The two biggest errors the administration made, in my estimation, were 1) to allow Romer and Bernstein to publicly predict where the unemployment would go with and without the stimulus, and to make this prediction well before they had complete information about how badly the economy was faltering; and 2) to wait until after health care to pass a financial reform bill.

On 1), the premature and sadly mistaken predictions gift-wrapped the GOP their "failed stimulus" and "where are the jobs?" faux-outrage parade, and the Dems never, to this day really, have successfully refuted it. On 2), obviously this is counterfactual wankery on my part, but I think there would have been essentially no political cost to pushing an aggressive "Fuck Wall Street" bill through Congress in mid-2009. Populist anger was hot and there was an opportunity to mobilize some of that, rather than letting Dick Armey and his merry band of assholes astroturf it into the Teabagger Dolts for America and steer the broader conversation, inexplicably, towards fear of deficits eating our children. The GOP would have had an awfully hard time opposing a financial reform bill with a straight face at that point, and it would have been popular. I think that could have gotten done fairly quickly, and without imperiling the prospects of passing health care reform.

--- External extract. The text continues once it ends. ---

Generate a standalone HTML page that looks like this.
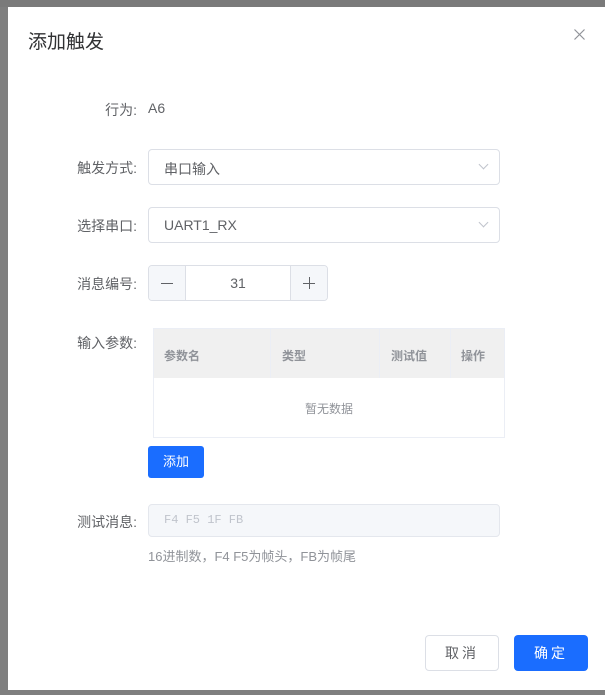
<!DOCTYPE html>
<html><head><meta charset="utf-8"><style>
*{box-sizing:border-box;margin:0;padding:0}
body{width:605px;height:695px;background:#7f7f7f;position:relative;overflow:hidden;font-family:"Liberation Sans","Noto Sans CJK SC",sans-serif;color:#606266;font-size:14px}
.a{position:absolute}
.dlg{left:8px;top:7px;width:620px;height:683px;background:#fff}
.lbl{position:absolute;right:468px;font-size:14px;color:#606266;text-align:right;white-space:nowrap}
.inp{position:absolute;left:148px;border:1px solid #dcdfe6;border-radius:4px;background:#fff}
.chev{position:absolute;right:12px;top:11px;width:7px;height:7px;border-right:1px solid #c0c4cc;border-bottom:1px solid #c0c4cc;transform:rotate(45deg)}
.mono{font-family:"Liberation Mono","DejaVu Sans Mono",monospace}
</style></head><body>
<div class="a" style="left:0;top:0;width:605px;height:7px;background:#7a7a7a"></div>
<div class="a dlg"></div>
<div class="a" style="left:28px;top:27px;font-size:19px;color:#303133">添加触发</div>
<svg class="a" style="left:574px;top:29px" width="11" height="11"><path d="M0.5 0.5L10.5 10.5M10.5 0.5L0.5 10.5" stroke="#909399" stroke-width="1.2"/></svg>

<div class="lbl" style="top:100px">行为:</div>
<div class="a" style="left:148px;top:100px;color:#606266">A6</div>

<div class="lbl" style="top:158px">触发方式:</div>
<div class="inp" style="top:149px;width:352px;height:36px"><span class="a" style="left:15px;top:9px">串口输入</span><i class="chev"></i></div>

<div class="lbl" style="top:216px">选择串口:</div>
<div class="inp" style="top:207px;width:352px;height:36px"><span class="a" style="left:15px;top:9px">UART1_RX</span><i class="chev"></i></div>

<div class="lbl" style="top:274px">消息编号:</div>
<div class="inp" style="top:265px;width:180px;height:36px;overflow:hidden">
<div class="a" style="left:0;top:0;width:37px;height:34px;background:#f5f7fa;border-right:1px solid #dcdfe6"></div>
<div class="a" style="left:12px;top:17px;width:12px;height:1px;background:#606266"></div>
<div class="a" style="right:0;top:0;width:37px;height:34px;background:#f5f7fa;border-left:1px solid #dcdfe6"></div>
<div class="a" style="right:12px;top:17px;width:12px;height:1px;background:#606266"></div>
<div class="a" style="right:17px;top:11px;width:1px;height:12px;background:#606266"></div>
<div class="a" style="left:37px;width:104px;top:9px;text-align:center;color:#606266">31</div>
</div>

<div class="lbl" style="top:333px">输入参数:</div>
<div class="a" style="left:153px;top:328px;width:352px;height:110px;border:1px solid #ebeef5;font-size:12px;color:#909399;font-weight:bold">
<div class="a" style="left:0;top:0;width:350px;height:49px;background:#f0f0f0"></div>
<div class="a" style="left:116px;top:0;width:1px;height:49px;background:#ebeef5"></div>
<div class="a" style="left:225px;top:0;width:1px;height:49px;background:#ebeef5"></div>
<div class="a" style="left:296px;top:0;width:1px;height:49px;background:#ebeef5"></div>
<div class="a" style="left:10px;top:18px">参数名</div>
<div class="a" style="left:128px;top:18px">类型</div>
<div class="a" style="left:237px;top:18px">测试值</div>
<div class="a" style="left:307px;top:18px">操作</div>
<div class="a" style="left:0;width:350px;top:71px;text-align:center;font-weight:normal">暂无数据</div>
</div>
<div class="a" style="left:148px;top:446px;width:56px;height:32px;background:#1a6dff;border-radius:3px;color:#fff;font-size:13px;text-align:center;line-height:32px">添加</div>

<div class="lbl" style="top:512px">测试消息:</div>
<div class="inp" style="top:504px;width:352px;height:33px;background:#f5f7fa;border-color:#e4e7ed"><span class="a mono" style="left:15px;top:8px;font-size:12px;color:#c0c4cc">F4 F5 1F FB</span></div>
<div class="a" style="left:148px;top:546px;color:#909399;font-size:13px">16进制数，F4 F5为帧头，FB为帧尾</div>

<div class="a" style="left:425px;top:635px;width:74px;height:36px;border:1px solid #dcdfe6;border-radius:4px;text-align:center;line-height:34px;color:#606266;letter-spacing:3px">取消</div>
<div class="a" style="left:514px;top:635px;width:74px;height:36px;background:#1a6dff;border-radius:4px;text-align:center;line-height:36px;color:#fff;letter-spacing:3px">确定</div>
</body></html>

I do think, given that Dems didn't have the 60 seat majority yet and weren't able to fight the normalization of the "60 votes or you lose" Senate, the stimulus was about as big as it could have been. I just wish the Democrats could have slipped a provision in there (and past the Maine ladies) which would allow the federal government to keep shoveling money out to the states indefinitely until some benchmark of improved economic health was reached. At least that way, all those teachers, first responders, and other public servants could have avoided the mass layoffs to come. Would have been good PR and probably pushed the unemployment rate down a touch.